Historic unemployment, struggling families won't deter the higher gas-tax crowd

There’s an obscure statute in Kentucky law that requires a special legislative session if spending reductions required to balance the budget exceed ten percent. Despite meeting this threshold, Spectrum News reported yesterday the Governor and General Assembly have agreed a special session won't be necessary to resolve the gap between revenues and expenditures in Kentucky's Road Fund.

That's good news for struggling families. They've been spared higher taxes at the gas pump - at least for the remainder of the year.

The Road Fund doesn’t get nearly the attention it deserves. It pays for Kentucky’s roads and bridge construction and is funded by gas taxes we pay at the pump, sales taxes paid on the cars and trucks we buy and the numerous fees paid for vehicle licensing and registration.

The state’s road contractors and their allies in the state Chamber of Commerce, Kentucky League of Cities and Kentucky Association of Counties have lobbied hard for years for higher gas taxes to meet their demands for more spending that benefits their membership.  Even with nearly 40% of the state’s workforce applying for unemployment, these groups remain motivated.

Two weeks ago, Kick Start Kentucky, a coalition lead by the groups identified above, tweeted:

Even during these uncertain times, there is support for thoughtful investment in transportation. While competitor states/cities continue to find ways to fund improvements to their transportation systems, Kentucky falls behind. The time to act is now.

The Kentucky Highway Contractors followed with their own tweet:

The time to act is now to address the funding crisis facing Kentucky’s transportation program.

Well, allow me to retort! (Credit: Samuel L. Jackson “Pulp Fiction.”)'

This “funding crisis.” Kick Start Kentucky and the Highway Contractors have lamented for years that the state spends only $1.5 billion a year and have called for $1 billion in higher taxes and fees to fuel more government spending in future budgets.

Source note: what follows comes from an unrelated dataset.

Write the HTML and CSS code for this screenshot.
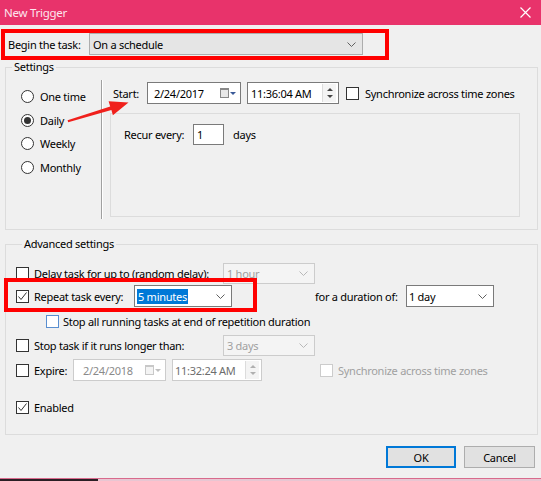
FILE: index.html
```html
<!DOCTYPE html>
<html>
<head>
<meta charset="utf-8">
<title>New Trigger</title>
<link rel="stylesheet" href="styles.css">
</head>
<body>
<div class="window">
  <div class="titlebar">
    <span class="title">New Trigger</span>
    <svg class="close" width="11" height="11" viewBox="0 0 11 11"><path d="M0.5 0.5 L10.5 10.5 M10.5 0.5 L0.5 10.5" stroke="#fff" stroke-width="1.2" fill="none"/></svg>
  </div>
  <div class="content">
    <div class="begin-row">
      <span class="begin-label">Begin the task:</span>
      <div class="combo combo-gray begin-combo">
        <span class="combo-text">On a schedule</span>
        <svg class="chev" width="9" height="5" viewBox="0 0 9 5"><path d="M0.5 0.5 L4.5 4.5 L8.5 0.5" stroke="#606060" fill="none"/></svg>
      </div>
    </div>

    <fieldset class="group settings">
      <legend>Settings</legend>
      <div class="settings-inner">
        <div class="radios">
          <div class="radio-row"><span class="radio"></span><span>One time</span></div>
          <div class="radio-row"><span class="radio on"></span><span>Daily</span></div>
          <div class="radio-row"><span class="radio"></span><span>Weekly</span></div>
          <div class="radio-row"><span class="radio"></span><span>Monthly</span></div>
        </div>
        <div class="vsep"></div>
        <div class="schedule">
          <div class="start-row">
            <span class="start-label">Start:</span>
            <div class="field date-field">
              <span>2/24/2017</span>
              <span class="cal"><span class="cal-box"></span><span class="tri"></span></span>
            </div>
            <div class="field time-field">
              <span>11:36:04 AM</span>
              <span class="spin"><span class="up"></span><span class="dn"></span></span>
            </div>
            <span class="check"></span>
            <span class="sync-label">Synchronize across time zones</span>
          </div>
          <div class="recur-box">
            <div class="recur-row">
              <span class="recur-label">Recur every:</span>
              <div class="field recur-field">1</div>
              <span class="days">days</span>
            </div>
          </div>
        </div>
      </div>
    </fieldset>

    <fieldset class="group advanced">
      <legend>Advanced settings</legend>
      <div class="adv-row r-delay">
        <span class="check"></span>
        <span class="adv-label w189">Delay task for up to (random delay):</span>
        <div class="combo combo-disabled w92">
          <span class="combo-text">1 hour</span>
          <svg class="chev" width="9" height="5" viewBox="0 0 9 5"><path d="M0.5 0.5 L4.5 4.5 L8.5 0.5" stroke="#b8b8b8" fill="none"/></svg>
        </div>
      </div>
      <div class="adv-row r-repeat">
        <span class="check checked"><svg width="11" height="11" viewBox="0 0 11 11"><path d="M1.5 5.5 L4 8.5 L9.5 1.5" stroke="#333" stroke-width="1" fill="none"/></svg></span>
        <span class="adv-label w100">Repeat task every:</span>
        <div class="combo combo-white w98">
          <span class="combo-text"><span class="sel">5 minutes</span></span>
          <svg class="chev" width="9" height="5" viewBox="0 0 9 5"><path d="M0.5 0.5 L4.5 4.5 L8.5 0.5" stroke="#606060" fill="none"/></svg>
        </div>
        <span class="dur-label">for a duration of:</span>
        <div class="combo combo-white w88">
          <span class="combo-text">1 day</span>
          <svg class="chev" width="9" height="5" viewBox="0 0 9 5"><path d="M0.5 0.5 L4.5 4.5 L8.5 0.5" stroke="#606060" fill="none"/></svg>
        </div>
      </div>
      <div class="adv-row r-stopall">
        <span class="check blue"></span>
        <span class="stopall-label">Stop all running tasks at end of repetition duration</span>
      </div>
      <div class="adv-row r-stop">
        <span class="check"></span>
        <span class="adv-label w189">Stop task if it runs longer than:</span>
        <div class="combo combo-disabled w92">
          <span class="combo-text">3 days</span>
          <svg class="chev" width="9" height="5" viewBox="0 0 9 5"><path d="M0.5 0.5 L4.5 4.5 L8.5 0.5" stroke="#b8b8b8" fill="none"/></svg>
        </div>
      </div>
      <div class="adv-row r-expire">
        <span class="check"></span>
        <span class="adv-label w39">Expire:</span>
        <div class="field field-disabled exp-date">
          <span class="dis-text">2/24/2018</span>
          <span class="cal dis"><span class="cal-box"></span><span class="tri"></span></span>
        </div>
        <div class="field field-disabled exp-time">
          <span class="dis-text2">11:32:24 AM</span>
          <span class="spin dis"><span class="up"></span><span class="dn"></span></span>
        </div>
        <span class="check disabled exp-sync"></span>
        <span class="dis-label">Synchronize across time zones</span>
      </div>
      <div class="adv-row r-enabled">
        <span class="check checked"><svg width="11" height="11" viewBox="0 0 11 11"><path d="M1.5 5.5 L4 8.5 L9.5 1.5" stroke="#333" stroke-width="1" fill="none"/></svg></span>
        <span class="adv-label">Enabled</span>
      </div>
    </fieldset>

    <div class="buttons">
      <div class="btn btn-default">OK</div>
      <div class="btn">Cancel</div>
    </div>
  </div>
  <div class="taskbar"><span class="tb-dark"></span></div>

  <div class="redbox rb-begin"></div>
  <div class="redbox rb-repeat"></div>
  <svg class="arrow" width="541" height="481" viewBox="0 0 541 481">
    <polygon points="67.6,120.2 110.2,106.6 108.6,101.2 128.5,102.6 112.9,115.2 111.4,110.1 68.2,122.2" fill="#f0201c"/>
  </svg>
</div>
</body>
</html>
```
FILE: styles.css
```css
* { box-sizing: border-box; }
html, body { margin: 0; padding: 0; }
body {
  width: 541px;
  height: 481px;
  overflow: hidden;
  background: #f0f0f0;
  font-family: "Noto Sans", "Open Sans", sans-serif;
  font-size: 11px;
  letter-spacing: -0.27px;
  color: #000;
}
.window {
  position: relative;
  display: flex;
  flex-direction: column;
  height: 481px;
}
.titlebar {
  height: 25px;
  flex: none;
  background: #e8336b;
  display: flex;
  align-items: center;
  justify-content: space-between;
  padding: 0 10px 1px 4px;
  color: #fff;
  font-size: 11.5px;
}
.title { color: #fde6ee; }
.close { display: block; margin-top: 1px; }

.content {
  flex: 1;
  padding: 8px 3px 0 5px;
  display: flex;
  flex-direction: column;
}

/* begin row */
.begin-row {
  display: flex;
  align-items: center;
  height: 22px;
  padding-left: 3px;
}
.begin-label { width: 81px; }
.combo {
  display: flex;
  align-items: center;
  justify-content: space-between;
  height: 22px;
  border: 1px solid #adadad;
  padding: 0 6px 0 3px;
}
.combo-gray { background: #e5e5e5; }
.begin-combo { width: 274px; }
.chev { display: block; }

/* groups */
.group {
  margin: 0;
  padding: 0;
  border: 1px solid #dcdcdc;
  min-width: 0;
}
.group legend {
  margin-left: 6px;
  padding: 0 2px;
  line-height: 16px;
  font-size: 11px;
}
.settings { margin-top: 4px; height: 171px; }
.settings-inner {
  display: flex;
  padding-top: 5px;
}
.radios {
  width: 95px;
  padding-top: 5px;
  padding-left: 15px;
}
.radio-row {
  display: flex;
  align-items: center;
  height: 23.5px;
}
.radio {
  width: 13px;
  height: 13px;
  border: 1px solid #333;
  border-radius: 50%;
  background: #fff;
  margin-right: 6px;
  display: flex;
  align-items: center;
  justify-content: center;
}
.radio.on::after {
  content: "";
  width: 7px;
  height: 7px;
  border-radius: 50%;
  background: #333;
}
.vsep {
  width: 2px;
  height: 139px;
  border-left: 1px solid #a0a0a0;
  border-right: 1px solid #fff;
}
.schedule { flex: 1; }
.start-row {
  display: flex;
  align-items: center;
  margin-top: 2px;
  height: 22px;
  padding-left: 10px;
}
.start-label { width: 34px; }
.field {
  display: flex;
  align-items: center;
  justify-content: space-between;
  height: 22px;
  border: 1px solid #7a7a7a;
  background: #fff;
  padding: 0 2px 0 4px;
}
.date-field { width: 94px; padding-left: 6px; }
.time-field { width: 92px; margin-left: 6px; padding-left: 3px; }
.cal { display: flex; align-items: center; gap: 1px; }
.cal-box {
  width: 9px;
  height: 10px;
  border: 1px solid #888;
  background: #e8e8e8;
  border-top-width: 2px;
}
.tri {
  width: 0;
  height: 0;
  border-left: 3px solid transparent;
  border-right: 3px solid transparent;
  border-top: 3px solid #3a5a98;
  margin-right: 2px;
}
.cal.dis .cal-box { border-color: #c8c8c8; background: #f4f4f4; }
.cal.dis .tri { border-top-color: #c0c0c0; }
.spin {
  width: 14px;
  height: 18px;
  border-left: 1px solid #dcdcdc;
  display: flex;
  flex-direction: column;
  align-items: center;
  justify-content: center;
  gap: 4px;
  background: #f4f4f4;
}
.spin .up {
  width: 0; height: 0;
  border-left: 3px solid transparent;
  border-right: 3px solid transparent;
  border-bottom: 3px solid #444;
}
.spin .dn {
  width: 0; height: 0;
  border-left: 3px solid transparent;
  border-right: 3px solid transparent;
  border-top: 3px solid #444;
}
.spin.dis .up { border-bottom-color: #b0b0b0; }
.spin.dis .dn { border-top-color: #b0b0b0; }
.check {
  flex: none;
  width: 13px;
  height: 13px;
  border: 1px solid #333;
  background: #fff;
  display: flex;
  align-items: center;
  justify-content: center;
}
.check svg { display: block; }
.check.blue { border-color: #5a8fd0; }
.check.disabled { border-color: #cccccc; }
.start-row .check { margin-left: 7px; margin-right: 6px; }
.recur-box {
  margin: 9px 0 0 7px;
  width: 410px;
  height: 104px;
  border: 1px solid #dcdcdc;
}
.recur-row {
  display: flex;
  align-items: center;
  margin-top: 10px;
  padding-left: 13px;
  height: 21px;
}
.recur-label { width: 69px; }
.recur-field { width: 31px; height: 21px; padding-left: 3px; justify-content: flex-start; }
.days { margin-left: 9px; }

/* advanced */
.advanced { margin-top: 6px; height: 199px; padding: 0 0 0 10px; }
.adv-row {
  display: flex;
  align-items: center;
  height: 22px;
}
.adv-row > .check { margin-right: 5px; }
.adv-label { white-space: nowrap; }
.w189 { width: 189px; }
.w100 { width: 100px; }
.w39 { width: 39px; }
.w92 { width: 92px; }
.w98 { width: 98px; }
.w88 { width: 88px; }
.r-delay { margin-top: 10px; }
.r-repeat { margin-top: 1px; }
.r-stopall { margin-top: 3px; padding-left: 30px; }
.r-stopall > .check { margin-right: 4px; }
.r-stop { margin-top: 2px; }
.r-expire { margin-top: 3px; }
.r-enabled { margin-top: 15px; }
.combo-disabled {
  background: #f4f4f4;
  border-color: #cccccc;
  color: #a0a0a0;
  height: 21px;
}
.combo-white {
  background: #fff;
  border-color: #7a7a7a;
  padding-left: 2px;
}
.sel { background: #0078d7; color: #fff; padding: 0 1px; }
.dur-label { margin-left: 83px; width: 91px; white-space: nowrap; }
.field-disabled { border-color: #cccccc; }
.exp-date { width: 93px; padding-left: 9px; }
.exp-time { width: 90px; margin-left: 6px; padding-left: 2px; }
.dis-text { color: #8a8a8a; }
.dis-text2 { color: #6d6d6d; }
.exp-sync { margin-left: 58px; margin-right: 6px; }
.dis-label { color: #a0a0a0; }

/* buttons */
.buttons {
  display: flex;
  justify-content: flex-end;
  gap: 8px;
  margin-top: 11px;
  padding-right: 3px;
}
.btn {
  width: 71px;
  height: 22px;
  border: 1px solid #adadad;
  background: #e1e1e1;
  display: flex;
  align-items: center;
  justify-content: center;
}
.btn-default { width: 70px; border: 2px solid #0078d7; }

.taskbar {
  margin-top: auto;
  height: 3px;
  flex: none;
  border-top: 1px solid #d86a8c;
  background: #e8c6d2;
}
.tb-dark { display: block; width: 98px; height: 2px; background: #2a1e24; }

/* annotations */
.redbox {
  position: absolute;
  border: 4px solid #ff0000;
}
.rb-begin { left: 1px; top: 29px; width: 388px; height: 31px; }
.rb-repeat { left: 4px; top: 278px; width: 253px; height: 34px; }
.arrow { position: absolute; left: 0; top: 0; pointer-events: none; }
```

Even with the adjustment by the Consensus Forecasting Group, Kentucky’s Road Fund will spend $1.3 billion this fiscal year. That’s a lot of money for a state the size of Kentucky. It isn’t as much spending as the Kick Start Kentucky coalition would like, but to call the current situation a "crisis" is laughable.

Both messages saying “the time to act is now” suggests these organizations were pressing for an increase in the gas tax to be part of the special session. It is hard to imagine there is majority support for raising taxes in the midst of record high joblessness and one of the deepest recessions the nation has ever confronted. But don’t count it out as a possibility.

A number of House Republicans and Democrats have signed on to legislation to raise the gas tax in each of the last three regular General Assembly sessions. Governor Beshear hasn't endorsed higher gas taxes but he hasn't ruled it out.

These unprecedented circumstances worked in favor of stopping new taxes in the short term. These organizations, however, are playing a long game and won’t quit until Kentuckians are sending more from their family budgets to their member's bottom lines. Or, Frankfort policymakers finally tell these groups their constituents are taxed enough.